Elliott Galanin qualified for the Age Group Championship meet in the 500 free, 6:21; 200 free, 2:24; 100 free, 1:04; and 50 free, 29.57.
Another 10-year-old Barracudas swimmer, Braylon Doyle, is much newer to the sport than is Bastian, but highlighted his freestyle swims.
“The 200 freestyle was really easy. It was my first time trying out a new way of doing the freestyle stroke, because normally I wouldn’t stretch out as much and this time I really stretched out and it went really well,” Braylon said at practice on Monday.
He completed the 200 in 4:25.
He was also in the 200 yard freestyle relay with Sawyer Bastian, Scotty Golden and Elliott Galanin. The group finished in 2:27.
“It was really fun because (there were) people on my team that I hadn’t known and then after we did that, we kind of knew a little more about how everybody else swam,” Braylon said.
The fourth grader also swam in the 50 yard butterfly race, though he’d like to improve in that event in the future. He finished in 1:21.
“I did butterfly and I was really slow at it.
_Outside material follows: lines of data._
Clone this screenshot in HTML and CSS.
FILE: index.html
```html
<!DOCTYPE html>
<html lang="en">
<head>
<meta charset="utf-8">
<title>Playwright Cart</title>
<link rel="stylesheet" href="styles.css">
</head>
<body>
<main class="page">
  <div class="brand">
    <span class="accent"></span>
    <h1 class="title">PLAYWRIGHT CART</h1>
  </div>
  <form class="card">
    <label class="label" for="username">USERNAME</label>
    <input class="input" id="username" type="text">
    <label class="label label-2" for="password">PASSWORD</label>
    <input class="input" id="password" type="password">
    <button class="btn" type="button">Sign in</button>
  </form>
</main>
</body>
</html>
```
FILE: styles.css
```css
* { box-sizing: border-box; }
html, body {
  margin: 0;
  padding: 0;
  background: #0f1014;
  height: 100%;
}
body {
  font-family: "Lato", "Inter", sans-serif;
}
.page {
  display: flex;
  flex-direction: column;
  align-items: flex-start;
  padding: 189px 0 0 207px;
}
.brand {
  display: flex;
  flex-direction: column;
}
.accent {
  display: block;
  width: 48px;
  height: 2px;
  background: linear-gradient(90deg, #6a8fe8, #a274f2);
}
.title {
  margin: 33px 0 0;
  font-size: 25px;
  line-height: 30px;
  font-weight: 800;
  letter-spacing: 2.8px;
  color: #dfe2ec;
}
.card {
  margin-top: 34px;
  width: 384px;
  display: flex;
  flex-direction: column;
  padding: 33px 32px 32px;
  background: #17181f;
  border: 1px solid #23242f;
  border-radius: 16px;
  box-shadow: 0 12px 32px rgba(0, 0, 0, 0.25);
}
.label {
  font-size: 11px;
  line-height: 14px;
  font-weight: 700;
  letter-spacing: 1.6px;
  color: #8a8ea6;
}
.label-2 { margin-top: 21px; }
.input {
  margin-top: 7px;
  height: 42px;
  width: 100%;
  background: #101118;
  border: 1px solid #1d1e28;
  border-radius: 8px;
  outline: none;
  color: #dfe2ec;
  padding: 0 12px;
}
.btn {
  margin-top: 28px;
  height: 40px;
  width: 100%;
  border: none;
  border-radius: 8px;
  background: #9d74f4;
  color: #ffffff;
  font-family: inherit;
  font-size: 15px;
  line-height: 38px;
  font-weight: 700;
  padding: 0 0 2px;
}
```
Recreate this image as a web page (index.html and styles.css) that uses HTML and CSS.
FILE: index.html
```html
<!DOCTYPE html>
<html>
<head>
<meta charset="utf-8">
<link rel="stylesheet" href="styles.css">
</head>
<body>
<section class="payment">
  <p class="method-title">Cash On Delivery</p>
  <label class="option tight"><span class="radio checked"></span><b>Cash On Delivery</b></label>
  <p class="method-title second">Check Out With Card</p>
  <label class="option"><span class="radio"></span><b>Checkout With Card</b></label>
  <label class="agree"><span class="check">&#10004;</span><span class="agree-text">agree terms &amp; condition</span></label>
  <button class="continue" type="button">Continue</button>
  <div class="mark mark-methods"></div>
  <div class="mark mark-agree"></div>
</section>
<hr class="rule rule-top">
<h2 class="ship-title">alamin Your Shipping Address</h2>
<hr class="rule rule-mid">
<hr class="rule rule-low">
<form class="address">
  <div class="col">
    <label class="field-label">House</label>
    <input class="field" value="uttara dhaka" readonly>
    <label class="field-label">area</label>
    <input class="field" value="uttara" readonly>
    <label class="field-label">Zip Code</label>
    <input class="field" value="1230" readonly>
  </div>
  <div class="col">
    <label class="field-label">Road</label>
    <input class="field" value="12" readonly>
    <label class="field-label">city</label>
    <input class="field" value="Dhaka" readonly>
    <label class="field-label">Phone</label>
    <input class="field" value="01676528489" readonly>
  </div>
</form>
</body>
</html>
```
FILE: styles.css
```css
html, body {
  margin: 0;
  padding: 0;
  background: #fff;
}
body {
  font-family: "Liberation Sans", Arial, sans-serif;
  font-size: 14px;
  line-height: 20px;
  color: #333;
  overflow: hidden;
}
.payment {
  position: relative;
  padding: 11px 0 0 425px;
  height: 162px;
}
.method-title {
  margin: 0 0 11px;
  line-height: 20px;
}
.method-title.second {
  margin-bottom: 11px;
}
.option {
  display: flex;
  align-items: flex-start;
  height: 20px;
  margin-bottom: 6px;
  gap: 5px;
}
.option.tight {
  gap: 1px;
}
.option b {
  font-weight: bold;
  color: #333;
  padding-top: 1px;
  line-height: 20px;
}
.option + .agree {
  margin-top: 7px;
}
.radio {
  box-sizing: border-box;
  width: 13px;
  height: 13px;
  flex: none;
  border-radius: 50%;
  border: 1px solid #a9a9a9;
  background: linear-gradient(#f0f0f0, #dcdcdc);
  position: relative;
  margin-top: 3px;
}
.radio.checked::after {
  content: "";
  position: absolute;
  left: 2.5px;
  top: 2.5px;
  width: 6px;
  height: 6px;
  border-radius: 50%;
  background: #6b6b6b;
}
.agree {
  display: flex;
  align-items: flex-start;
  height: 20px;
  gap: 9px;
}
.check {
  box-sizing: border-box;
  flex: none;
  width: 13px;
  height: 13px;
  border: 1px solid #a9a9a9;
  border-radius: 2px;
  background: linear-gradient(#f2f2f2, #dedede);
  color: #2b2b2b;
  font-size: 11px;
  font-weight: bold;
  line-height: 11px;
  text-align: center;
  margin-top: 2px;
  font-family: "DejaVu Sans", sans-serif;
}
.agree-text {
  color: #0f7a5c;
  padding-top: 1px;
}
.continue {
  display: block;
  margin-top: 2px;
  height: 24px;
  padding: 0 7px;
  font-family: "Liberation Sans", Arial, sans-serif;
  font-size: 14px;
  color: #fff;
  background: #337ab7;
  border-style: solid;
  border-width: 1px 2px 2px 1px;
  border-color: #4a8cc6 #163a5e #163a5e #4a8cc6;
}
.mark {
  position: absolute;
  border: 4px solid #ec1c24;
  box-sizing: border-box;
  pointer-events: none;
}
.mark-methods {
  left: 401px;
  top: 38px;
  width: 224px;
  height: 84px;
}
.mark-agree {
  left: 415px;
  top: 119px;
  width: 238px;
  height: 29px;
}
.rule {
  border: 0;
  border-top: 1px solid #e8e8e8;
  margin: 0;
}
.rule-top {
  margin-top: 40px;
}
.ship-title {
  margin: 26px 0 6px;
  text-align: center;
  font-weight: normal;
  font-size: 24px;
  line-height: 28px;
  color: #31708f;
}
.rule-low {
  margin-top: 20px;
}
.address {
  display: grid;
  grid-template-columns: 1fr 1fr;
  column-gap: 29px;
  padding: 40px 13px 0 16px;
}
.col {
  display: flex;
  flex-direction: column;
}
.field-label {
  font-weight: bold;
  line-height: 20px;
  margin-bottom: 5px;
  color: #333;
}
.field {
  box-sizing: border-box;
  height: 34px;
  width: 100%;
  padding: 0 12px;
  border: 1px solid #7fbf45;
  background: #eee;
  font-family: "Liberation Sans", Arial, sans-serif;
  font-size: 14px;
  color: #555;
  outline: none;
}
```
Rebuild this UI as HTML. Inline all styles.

And it’s just really tiring… It went good, I was just really slow.”
He began training in the sport last winter.
From Doyle’s perspective, the best part of swimming is the fact the season doesn’t end.
“So it’s not like there’s a certain season that you do it,” he said. “It’s just all year round.”
Barracudas coach Kevin Knox was glad his team got to enter the Petersburg November Rain meet for the first time in years.
“We haven’t been to it in more than 10 years just because it’s logistically a little more challenging,” Knox said. But the trip was worth it, he said, and not just for the competition,
“We got to go swim in the Petersburg pool, which is quite a nice facility,” he said.
The results from his small cadre of seven swimmers were another reward.
“They did great,” the coach said. “We had a couple older kids that went and then mostly younger kids. One of the goals for some of the older kids was to make some qualifying cuts for Age Group Champs and JOs... Elliott Galanin and Sawyer Bastian did really well there.”
The competition had representation from all teams in Southeast except Haines.
The Barracudas will swim again in Ketchikan in the first weekend of December.